◆ **Given problem**: From the listing below, pull out all lines with "Tailwind" in them.

_ _ _ _ _ _ _

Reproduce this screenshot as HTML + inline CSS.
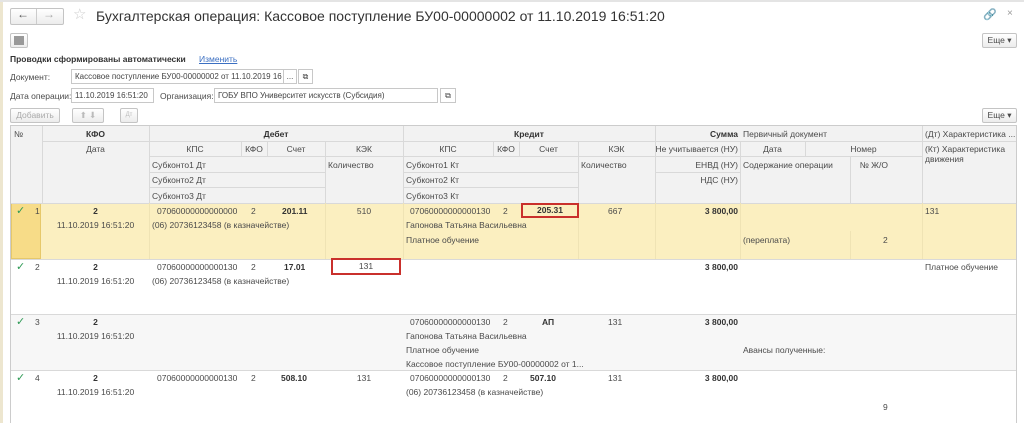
<!DOCTYPE html>
<html><head><meta charset="utf-8">
<style>
*{margin:0;padding:0;box-sizing:border-box}
body{width:1024px;height:423px;overflow:hidden;background:#fff;font-family:"Liberation Sans","DejaVu Sans",sans-serif;color:#4a4a4a;position:relative;font-size:8.5px}
div,span{position:absolute;white-space:nowrap}
.b{font-weight:bold;color:#333}
.r{text-align:right}
.c{text-align:center}
.f{border:1px solid #c8c8c8;background:#fff;height:15px;line-height:13px;padding-left:3px;color:#444;font-size:8px;overflow:hidden}
.btn{border:1px solid #c4c4c4;border-radius:2px;background:linear-gradient(#fff,#ececec);height:15px;line-height:13px;font-size:8.5px}
.hl{background:#d9d9d9;height:1px}
.vl{background:#d9d9d9;width:1px}
.ck{color:#2e9a55;font-size:11px;font-weight:bold}
</style></head><body>
<div style="left:0;top:0;width:3px;height:423px;background:#ede6cf"></div>
<div style="left:0;top:0;width:1024px;height:2px;background:#e4e4e4"></div>
<!-- nav -->
<div class="btn" style="left:10px;top:8px;width:54px;height:17px"></div>
<div style="left:36px;top:9px;width:1px;height:15px;background:#ccc"></div>
<div style="left:17px;top:7px;font-size:12px;color:#555">&#8592;</div>
<div style="left:43px;top:7px;font-size:12px;color:#aaa">&#8594;</div>
<div style="left:73px;top:5px;font-size:15px;color:#ccc">&#9734;</div>
<div style="left:96px;top:8px;font-size:14px;color:#333">Бухгалтерская операция: Кассовое поступление БУ00-00000002 от 11.10.2019 16:51:20</div>
<div style="left:983px;top:8px;font-size:11px;color:#bbb">&#128279;</div>
<div style="left:1007px;top:8px;font-size:10px;color:#999">×</div>
<div class="btn" style="left:10px;top:33px;width:18px;height:15px"></div>
<div style="left:14px;top:36px;width:10px;height:9px;background:#999"></div>
<div class="btn" style="left:982px;top:33px;width:35px;text-align:center">Еще ▾</div>
<div class="b" style="left:10px;top:54px;font-size:8.5px">Проводки сформированы автоматически</div>
<div style="left:199px;top:54px;color:#3b6fc2;text-decoration:underline">Изменить</div>
<div style="left:10px;top:72px">Документ:</div>
<div class="f" style="left:71px;top:69px;width:213px">Кассовое поступление БУ00-00000002 от 11.10.2019 16</div>
<div class="f" style="left:283px;top:69px;width:14px;padding:0;text-align:center">...</div>
<div class="f" style="left:298px;top:69px;width:15px;padding:0;text-align:center">⧉</div>
<div style="left:10px;top:91px">Дата операции:</div>
<div class="f" style="left:71px;top:88px;width:83px">11.10.2019 16:51:20</div>
<div style="left:160px;top:91px">Организация:</div>
<div class="f" style="left:214px;top:88px;width:224px">ГОБУ ВПО Университет искусств (Субсидия)</div>
<div class="f" style="left:440px;top:88px;width:16px;padding:0;text-align:center">⧉</div>
<div class="btn" style="left:10px;top:108px;width:50px;text-align:center;color:#aaa">Добавить</div>
<div class="btn" style="left:72px;top:108px;width:32px;color:#bbb;text-align:center">⬆ ⬇</div>
<div class="btn" style="left:120px;top:108px;width:18px;color:#bbb;font-size:6px;text-align:center">Дт<br></div>
<div class="btn" style="left:982px;top:108px;width:35px;text-align:center">Еще ▾</div>
<!-- table -->
<div style="left:10px;top:125px;width:1007px;height:298px;border:1px solid #ccc;border-bottom:none"></div>
<div style="left:11px;top:126px;width:1005px;height:77px;background:#f2f2f2"></div>
<div style="left:11px;top:203px;width:1005px;height:56px;background:#fbefc0"></div>
<div style="left:11px;top:203px;width:30px;height:56px;background:#f7dc88;border:1px solid #e6c86a"></div>
<div style="left:11px;top:314px;width:1005px;height:56px;background:#f7f7f7"></div>
<!-- header grid -->
<div class="hl" style="left:42px;top:141px;width:974px"></div>
<div class="hl" style="left:149px;top:156px;width:254px"></div><div class="hl" style="left:403px;top:156px;width:519px"></div>
<div class="hl" style="left:149px;top:172px;width:176px"></div><div class="hl" style="left:403px;top:172px;width:175px"></div><div class="hl" style="left:655px;top:172px;width:85px"></div>
<div class="hl" style="left:149px;top:187px;width:176px"></div><div class="hl" style="left:403px;top:187px;width:175px"></div>
<div class="hl" style="left:11px;top:203px;width:1005px"></div>
<div class="hl" style="left:11px;top:259px;width:1005px"></div>
<div class="hl" style="left:11px;top:314px;width:1005px"></div>
<div class="hl" style="left:11px;top:370px;width:1005px"></div>
<div class="vl" style="left:42px;top:126px;height:77px"></div>
<div class="vl" style="left:149px;top:126px;height:77px"></div>
<div class="vl" style="left:403px;top:126px;height:77px"></div>
<div class="vl" style="left:655px;top:126px;height:77px"></div>
<div class="vl" style="left:740px;top:141px;height:62px"></div>
<div class="vl" style="left:922px;top:126px;height:77px"></div>
<div class="vl" style="left:241px;top:141px;height:15px"></div><div class="vl" style="left:267px;top:141px;height:15px"></div>
<div class="vl" style="left:325px;top:141px;height:62px"></div>
<div class="vl" style="left:493px;top:141px;height:15px"></div><div class="vl" style="left:519px;top:141px;height:15px"></div>
<div class="vl" style="left:578px;top:141px;height:62px"></div>
<div class="vl" style="left:805px;top:141px;height:15px"></div>
<div class="vl" style="left:850px;top:156px;height:47px"></div>
<!-- yellow row internal grid -->
<div class="vl" style="left:149px;top:203px;height:56px;background:#efe3b4"></div>
<div class="vl" style="left:325px;top:203px;height:56px;background:#efe3b4"></div>
<div class="vl" style="left:403px;top:203px;height:56px;background:#efe3b4"></div>
<div class="vl" style="left:578px;top:203px;height:56px;background:#efe3b4"></div>
<div class="vl" style="left:655px;top:203px;height:56px;background:#efe3b4"></div>
<div class="vl" style="left:740px;top:203px;height:56px;background:#efe3b4"></div>
<div class="vl" style="left:850px;top:231px;height:28px;background:#efe3b4"></div>
<div class="vl" style="left:922px;top:203px;height:56px;background:#efe3b4"></div>
<!-- header text -->
<div style="left:14px;top:129px">№</div>
<div class="b c" style="left:42px;top:129px;width:107px">КФО</div>
<div class="b c" style="left:149px;top:129px;width:254px">Дебет</div>
<div class="b c" style="left:403px;top:129px;width:252px">Кредит</div>
<div class="b r" style="left:655px;top:129px;width:83px">Сумма</div>
<div style="left:743px;top:129px">Первичный документ</div>
<div style="left:925px;top:129px">(Дт) Характеристика ...</div>
<div class="c" style="left:42px;top:144px;width:107px">Дата</div>
<div class="c" style="left:149px;top:144px;width:92px">КПС</div>
<div class="c" style="left:241px;top:144px;width:26px">КФО</div>
<div class="c" style="left:267px;top:144px;width:58px">Счет</div>
<div class="c" style="left:325px;top:144px;width:78px">КЭК</div>
<div class="c" style="left:403px;top:144px;width:90px">КПС</div>
<div class="c" style="left:493px;top:144px;width:26px">КФО</div>
<div class="c" style="left:519px;top:144px;width:59px">Счет</div>
<div class="c" style="left:578px;top:144px;width:77px">КЭК</div>
<div class="r" style="left:655px;top:144px;width:83px">Не учитывается (НУ)</div>
<div class="c" style="left:740px;top:144px;width:65px">Дата</div>
<div class="c" style="left:805px;top:144px;width:117px">Номер</div>
<div style="left:925px;top:144px;line-height:10px">(Кт) Характеристика<br>движения</div>
<div style="left:152px;top:160px">Субконто1 Дт</div><div style="left:152px;top:175px">Субконто2 Дт</div><div style="left:152px;top:191px">Субконто3 Дт</div>
<div style="left:328px;top:160px">Количество</div>
<div style="left:406px;top:160px">Субконто1 Кт</div><div style="left:406px;top:175px">Субконто2 Кт</div><div style="left:406px;top:191px">Субконто3 Кт</div>
<div style="left:581px;top:160px">Количество</div>
<div class="r" style="left:655px;top:160px;width:83px">ЕНВД (НУ)</div>
<div class="r" style="left:655px;top:175px;width:83px">НДС (НУ)</div>
<div style="left:743px;top:160px">Содержание операции</div>
<div class="r" style="left:850px;top:160px;width:38px">№ Ж/О</div>
<!-- rows -->
<div class="ck" style="left:16px;top:204px">✓</div><div style="left:35px;top:206px">1</div>
<div class="ck" style="left:16px;top:260px">✓</div><div style="left:35px;top:262px">2</div>
<div class="ck" style="left:16px;top:315px">✓</div><div style="left:35px;top:317px">3</div>
<div class="ck" style="left:16px;top:371px">✓</div><div style="left:35px;top:373px">4</div>
<!-- row1 -->
<div class="b c" style="left:42px;top:206px;width:107px">2</div><div class="c" style="left:42px;top:220px;width:107px">11.10.2019 16:51:20</div>
<div style="left:157px;top:206px">07060000000000000</div><div style="left:251px;top:206px">2</div><div class="b" style="left:282px;top:206px">201.11</div>
<div style="left:152px;top:220px">(06) 20736123458 (в казначействе)</div>
<div class="c" style="left:325px;top:206px;width:78px">510</div>
<div style="left:410px;top:206px">07060000000000130</div><div style="left:503px;top:206px">2</div>
<div class="b" style="left:521px;top:203px;width:58px;height:15px;border:2px solid #c9302c;text-align:center;line-height:11px">205.31</div>
<div style="left:406px;top:220px">Гапонова Татьяна Васильевна</div><div style="left:406px;top:235px">Платное обучение</div>
<div style="left:608px;top:206px">667</div>
<div class="b r" style="left:655px;top:206px;width:83px">3 800,00</div>
<div style="left:743px;top:235px">(переплата)</div><div style="left:883px;top:235px">2</div>
<div style="left:925px;top:206px">131</div>
<!-- row2 -->
<div class="b c" style="left:42px;top:262px;width:107px">2</div><div class="c" style="left:42px;top:276px;width:107px">11.10.2019 16:51:20</div>
<div style="left:157px;top:262px">07060000000000130</div><div style="left:251px;top:262px">2</div><div class="b" style="left:284px;top:262px">17.01</div>
<div style="left:152px;top:276px">(06) 20736123458 (в казначействе)</div>
<div class="c" style="left:331px;top:258px;width:70px;height:17px;border:2px solid #c9302c;line-height:13px">131</div>
<div class="b r" style="left:655px;top:262px;width:83px">3 800,00</div>
<div style="left:925px;top:262px">Платное обучение</div>
<!-- row3 -->
<div class="b c" style="left:42px;top:317px;width:107px">2</div><div class="c" style="left:42px;top:331px;width:107px">11.10.2019 16:51:20</div>
<div style="left:410px;top:317px">07060000000000130</div><div style="left:503px;top:317px">2</div><div class="b" style="left:542px;top:317px">АП</div>
<div style="left:406px;top:331px">Гапонова Татьяна Васильевна</div><div style="left:406px;top:345px">Платное обучение</div>
<div style="left:406px;top:359px">Кассовое поступление БУ00-00000002 от 1...</div>
<div style="left:608px;top:317px">131</div>
<div class="b r" style="left:655px;top:317px;width:83px">3 800,00</div>
<div style="left:743px;top:345px">Авансы полученные:</div>
<!-- row4 -->
<div class="b c" style="left:42px;top:373px;width:107px">2</div><div class="c" style="left:42px;top:387px;width:107px">11.10.2019 16:51:20</div>
<div style="left:157px;top:373px">07060000000000130</div><div style="left:251px;top:373px">2</div><div class="b" style="left:281px;top:373px">508.10</div>
<div class="c" style="left:325px;top:373px;width:78px">131</div>
<div style="left:410px;top:373px">07060000000000130</div><div style="left:503px;top:373px">2</div><div class="b" style="left:530px;top:373px">507.10</div>
<div style="left:406px;top:387px">(06) 20736123458 (в казначействе)</div>
<div style="left:608px;top:373px">131</div>
<div class="b r" style="left:655px;top:373px;width:83px">3 800,00</div>
<div style="left:883px;top:402px">9</div>
</body></html>
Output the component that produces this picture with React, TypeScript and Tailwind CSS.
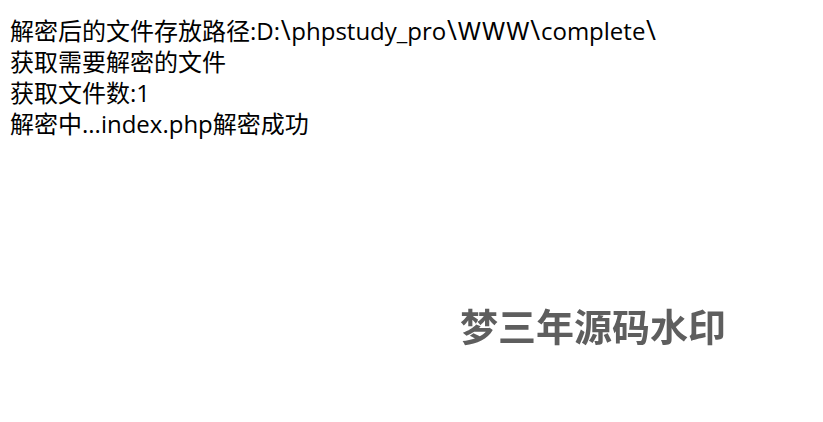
function Slash() {
	return <span className="mx-[0.7px] text-[27px] leading-none">\</span>;
}

export default function App() {
	return (
		<div className="relative h-[422px] w-[823px] bg-white font-['Open_Sans','Noto_Sans_CJK_SC',sans-serif] text-[24px] leading-[31px] text-black">
			<div className="pt-[15px] pl-[10px]">
				<div className="h-[31px] whitespace-nowrap">
					解密后的文件存放路径:D:<Slash />phpstudy_pro<Slash />
					<span className="font-['Inter']">WWW</span>
					<Slash />complete<Slash />
				</div>
				<div>获取需要解密的文件</div>
				<div>获取文件数:1</div>
				<div>解密中...index.php解密成功</div>
			</div>
			{/* watermark */}
			<div className="absolute left-[460px] top-[304px] text-[38px] leading-[44px] font-bold whitespace-nowrap text-[#5e5e5e] blur-[0.5px]">
				梦三年源码水印
			</div>
		</div>
	);
}
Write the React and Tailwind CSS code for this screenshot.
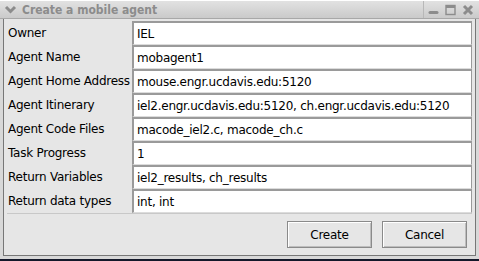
import React from "react";

const rows = [
  ["Owner", "IEL"],
  ["Agent Name", "mobagent1"],
  ["Agent Home Address", "mouse.engr.ucdavis.edu:5120"],
  ["Agent Itinerary", "iel2.engr.ucdavis.edu:5120, ch.engr.ucdavis.edu:5120"],
  ["Agent Code Files", "macode_iel2.c, macode_ch.c"],
  ["Task Progress", "1"],
  ["Return Variables", "iel2_results, ch_results"],
  ["Return data types", "int, int"],
];

function TitleBar() {
  return (
    <div className="flex h-[19px] items-center border-t border-white bg-gradient-to-b from-[#e2e2e2] to-[#cacaca] border-b border-b-[#a8a8a8]">
      {/* chevron */}
      <svg width="13" height="10" viewBox="0 0 13 10" className="ml-[4px] mr-[5px]">
        <path d="M2 2 L6.5 6.5 L11 2" stroke="#8c8c8c" strokeWidth="3" fill="none" />
      </svg>
      <span className="text-[12px] font-bold text-[#8c8c8c] leading-none font-['DejaVu_Sans_Condensed','DejaVu_Sans',sans-serif]">
        Create a mobile agent
      </span>
      <div className="ml-auto flex h-full items-center border-l border-[#b8b8b8] pl-[4px] pr-[5px] gap-[6px]">
        <svg width="11" height="12" viewBox="0 0 11 12">
          <rect x="0.5" y="7" width="10" height="3" rx="1.5" fill="#8c8c8c" />
        </svg>
        <svg width="11" height="12" viewBox="0 0 11 12">
          <rect x="1" y="1.5" width="9" height="9" fill="none" stroke="#8c8c8c" strokeWidth="1.4" />
          <rect x="1" y="1" width="9" height="3" fill="#8c8c8c" />
        </svg>
        <svg width="12" height="12" viewBox="0 0 12 12">
          <path d="M2 2 L10 10 M10 2 L2 10" stroke="#8c8c8c" strokeWidth="3" />
        </svg>
      </div>
    </div>
  );
}

function Btn({ children }) {
  return (
    <button className="h-[27px] w-[85px] border border-[#8a8a8a] bg-[#e6e6e6] shadow-[inset_1px_1px_0_#ffffff,inset_-1px_-1px_0_#bdbdbd] text-[12px] tracking-[-0.25px] text-black">
      {children}
    </button>
  );
}

export default function App() {
  return (
    <div className="w-[479px] h-[261px] bg-[#14182a] font-['DejaVu_Sans',sans-serif]">
      <div className="w-[479px] h-[259px] bg-[#d8d8d8] flex flex-col">
        <TitleBar />
        <div className="flex-1 mx-[3px] mb-[3px] border-l border-r border-b border-[#777] bg-[#e6e6e6] flex flex-col">
          <div className="pr-[3px] pt-[2px]">
            {rows.map(([label, value]) => (
              <div key={label} className="flex h-[24px]">
                <div className="w-[128px] flex items-center pl-[4px] text-[12px] tracking-[-0.25px] text-black whitespace-nowrap">
                  {label}
                </div>
                <div className="flex-1 flex items-center bg-white border-t-2 border-l-2 border-[#9a9a9a] border-b border-r border-b-[#dcdcdc] border-r-[#9a9a9a] pl-[3px] text-[12px] tracking-[-0.25px] text-black whitespace-nowrap overflow-hidden">
                  {value}
                </div>
              </div>
            ))}
          </div>
          <div className="mx-[3px] border-t border-[#c8c8c8]" />
          <div className="flex justify-end gap-[10px] pr-[8px] pt-[7px]">
            <Btn>Create</Btn>
            <Btn>Cancel</Btn>
          </div>
        </div>
      </div>
    </div>
  );
}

_ _ _ _ _ _ _

◆ **Answer to this exercise**:
Output the component that produces this picture with React, TypeScript and Tailwind CSS.
Write the React and Tailwind CSS code for this screenshot.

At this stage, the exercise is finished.